In Rockset, we differentiate between a field that is explicitly set to null and an absent field. If an absent field is selected we return a special type undefined, which behaves like null in almost all situations. IS NULL will return true for both null and undefined. To distinguish between the two you can use a special predicate IS UNDEFINED, which returns true for undefined and false for null.

Hence, the following query looks for documents where the field foo is set to the JSON value null:

> SELECT * FROM collection WHERE foo IS NULL AND foo IS NOT UNDEFINED

On the other hand, the following query looks for documents where the field foo does not exist:

> SELECT * FROM collection WHERE foo IS UNDEFINED

What does ‘serverless’ mean in the conext of Rockset?

Rockset is delivered as a managed service in the cloud. It abstracts away the infrastructure and operational considerations of a data management platform. It does not require you to provision machines or instances in the cloud in advance and can use cloud elasticity to handle scaling automatically for you.

What is a Smart Schema?

Field types are auto-inferred by Rockset at the time of insert and exposed as a Smart Schema to enable relational SQL queries, without upfront data modeling or schema design. By associating field types with every occurrence of a field value, Rockset is able to support both dynamic and strong typing. This means writes are never rejected, so there is no data loss even if there are mixed types associated with a particular field.

Smart Schema

Rockset provides atomic writes at the document level - you can update multiple fields within a single document atomically. Rockset does not support atomic updates across documents.

How does Rockset compare with Elastic Search?

There are significant differences between Rockset and Elastic Search (ES):

  • SQL (with joins). Rockset can be queried using standard SQL with filters, aggregations and joins. Additionally, it includes custom extensions to the SQL interface to allow for easy querying of nested documents and arrays. ElasticSearch requires the use of Query DSL and does not support joins.

  • Scalability. Rockset has a cloud-scale architecture. It can scale both compute and storage independent of one another. One one hand, you can have a small data set served by zillions of compute in parallel to make queries faster. On the other hand, you can have petabyte size data sets served by a small number of compute nodes. And, of course, you can have the entire spectrum in-between these two scenarios. This is achieved by leveraging the elasticity of compute and storage that is available in the cloud. When using ES, you have to pre-configure the number of shards of the index at index-creation time. The only way to increase this number is to delete the entire index and recreate it. Rockset handles index growth smoothly without needing to delete/recreate the entire index.

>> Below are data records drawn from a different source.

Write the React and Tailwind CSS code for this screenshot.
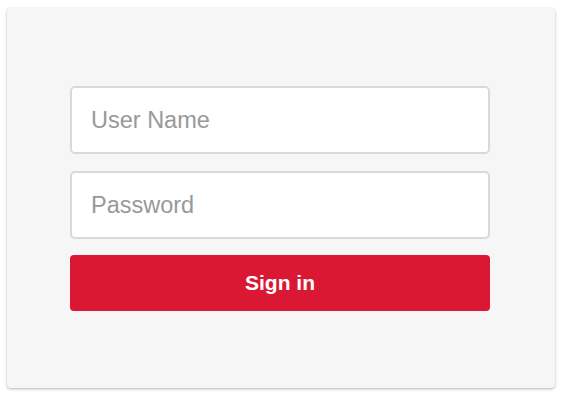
export default function App() {
  return (
    <div className="w-[563px] h-[401px] bg-white pt-[8px] pl-[7px] font-['Liberation_Sans',Arial,sans-serif]">
      <div className="w-[548px] h-[380px] bg-[#f6f6f6] rounded-[4px] shadow-[0_1px_3px_rgba(0,0,0,0.3)] pt-[78px] pl-[63px]">
        <form className="w-[420px] flex flex-col" onSubmit={e => e.preventDefault()}>
          <input
            type="text"
            placeholder="User Name"
            className="h-[68px] bg-white border-2 border-[#d9d9d9] rounded-[5px] px-[19px] text-[23.5px] text-[#333] placeholder:text-[#999] outline-none"
          />
          <input
            type="password"
            placeholder="Password"
            className="h-[68px] mt-[17px] bg-white border-2 border-[#d9d9d9] rounded-[5px] px-[19px] text-[23.5px] text-[#333] placeholder:text-[#999] outline-none"
          />
          <button
            type="submit"
            className="h-[56px] mt-[16px] bg-[#da1834] rounded-[4px] text-white font-bold text-[21px]"
          >
            Sign in
          </button>
        </form>
      </div>
    </div>
  )
}
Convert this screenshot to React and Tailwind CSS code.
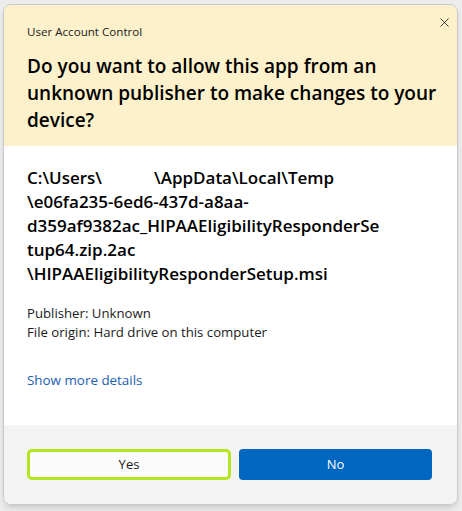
import { X } from "lucide-react";

const FONT = { fontFamily: '"Open Sans", "Noto Sans", sans-serif' };

const TITLE_LINES = [
  "Do you want to allow this app from an",
  "unknown publisher to make changes to your",
  "device?",
];

const PATH_LINES = [
  null,
  "\\e06fa235-6ed6-437d-a8aa-",
  "d359af9382ac_HIPAAEligibilityResponderSe",
  "tup64.zip.2ac",
  "\\HIPAAEligibilityResponderSetup.msi",
];

export default function App() {
  return (
    <div className="h-[511px] w-[462px] bg-[#ececec] p-[3px] pt-[4px]" style={FONT}>
      <div className="flex h-[501px] w-[455px] flex-col overflow-hidden rounded-lg border border-[#c9c9c9] shadow-md">
        {/* header */}
        <div className="relative h-[141px] bg-[#fdf1cc] px-[23px] pt-[18px]">
          <div className="text-[11.6px] text-[#1a1a1a]">User Account Control</div>
          <h1 className="mt-[13px] whitespace-nowrap text-[19px] font-semibold leading-[27px] text-black">
            {TITLE_LINES.map((l) => (
              <div key={l}>{l}</div>
            ))}
          </h1>
          <button className="absolute right-[1px] top-[5px] flex h-6 w-6 items-center justify-center text-[#222]">
            <X className="h-[15px] w-[15px]" strokeWidth={1.4} />
          </button>
        </div>

        {/* body */}
        <div className="h-[279px] bg-white px-[23px] pt-[20px]">
          <div className="text-[17px] font-semibold leading-[24px] text-black">
            {PATH_LINES.map((line, i) =>
              line === null ? (
                <div key={i}>
                  C:\Users\<span className="inline-block w-[52px]" />\AppData\Local\Temp
                </div>
              ) : (
                <div key={i}>{line}</div>
              )
            )}
          </div>
          <div className="mt-[18px] text-[13.2px] leading-[19px] text-[#1a1a1a]">
            <div>Publisher: Unknown</div>
            <div>File origin: Hard drive on this computer</div>
          </div>
          <a className="mt-[28px] block text-[13.4px] text-[#1b5eb0]">Show more details</a>
        </div>

        {/* footer */}
        <div className="flex flex-1 gap-2 bg-[#f3f3f3] px-[23px] pt-[24px]">
          <button className="h-[31px] w-[204px] rounded-[5px] border-[3px] border-[#b5e61d] bg-[#fbfbfb] text-[13px] text-[#1a1a1a]">
            Yes
          </button>
          <button className="h-[31px] w-[193px] rounded-[4px] bg-[#0067c0] text-[13px] text-white">
            No
          </button>
        </div>
      </div>
    </div>
  );
}
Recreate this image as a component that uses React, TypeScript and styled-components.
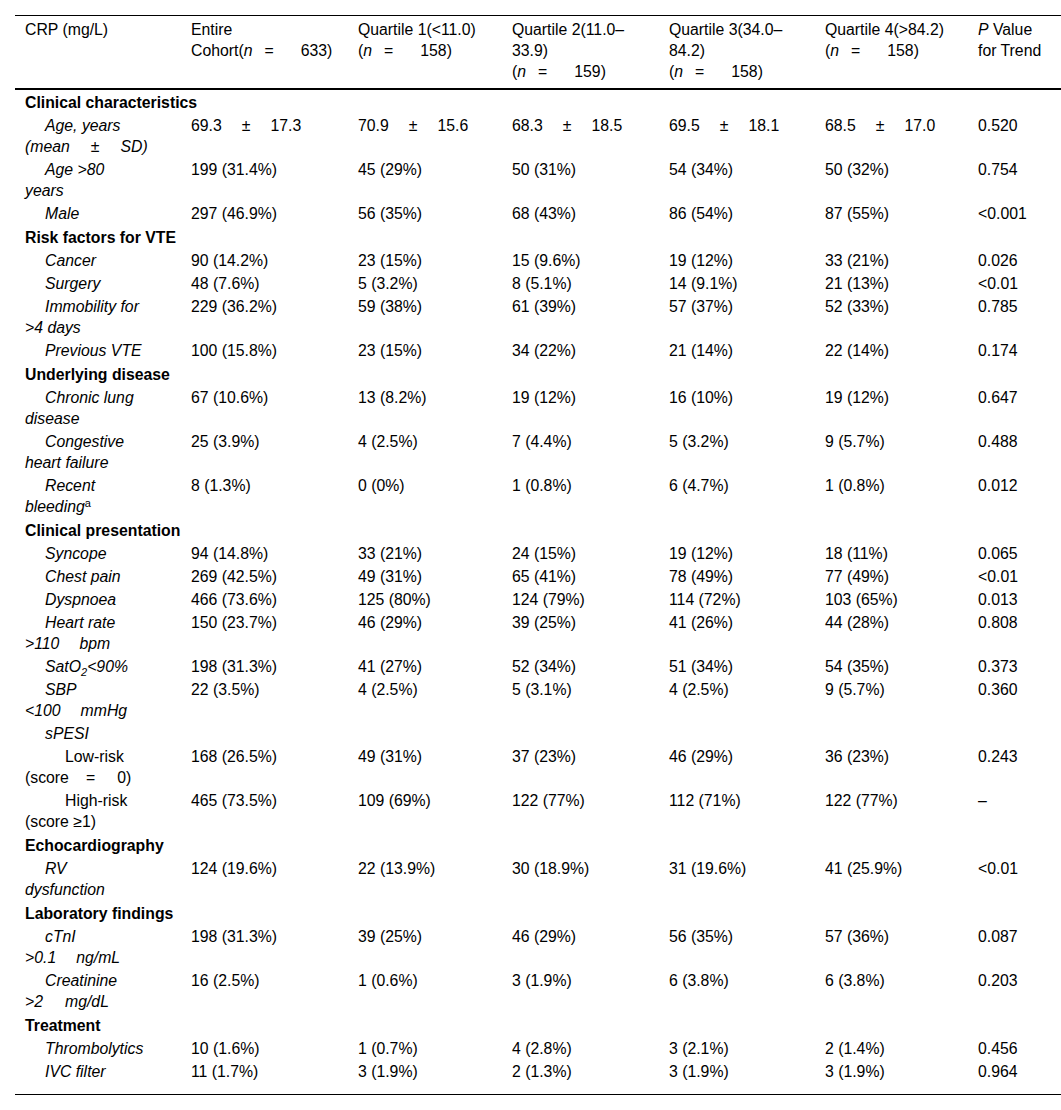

  • Isolation. An ES cluster typically serves multiple indices. ES supports a few elementary controls to tune the resources consumed to serve each index. A burst of activity on one index usually causes service degradation for serving the other indices in the same cluster. Rockset’s Tailer-Leaf-Aggregator architecture avoids this situation by having seperate serving tiers for each index while sharing the storage needed to make the index durable.

  • Automatic placement of hot, warm and cold data. Rockset leverges RAM, SSD, spinning disks, and AWS S3 to store the index data. Most frequently and recently accessed data remains in RAM while rarely accessed data migrates to residing in slower and cheaper storage like AWS S3. This is achieved by analyzing access patterns of the workload. One the other hand, ES has a hot-cold feature but needs manual configuration and placement to specify what portion of data is hot and what is cold.

  • Two level Aggregation. Rockset has a two level aggregator hierarchy to support queries that need aggregation across large result sets. ES does not have an equivalent feature to achieve this.

  • Availability. Rockset’s tailer-leaf-aggregator architecture runs the term generators in separate processes called the Tailers and the index-servers just tail data from the Tailers. This means that the serving system is immune to hiccups in term-generators. On the other hand, ES’s datanodes run the term-generators on the same set of servers that serve incoming queries. Any hiccups in term-generation invariably affects the availability of the ES’s serving system.

  • C++ vs Java. Rockset’s critical components that are in the fast-path are developed in modern C++1z, which leads to a more efficient system compared to Java-based ES servers. Rockset uses RocksDB as the underlying storage engine, and RocksDB is optimized for fast storage like RAM, NvMe and SSD hardware.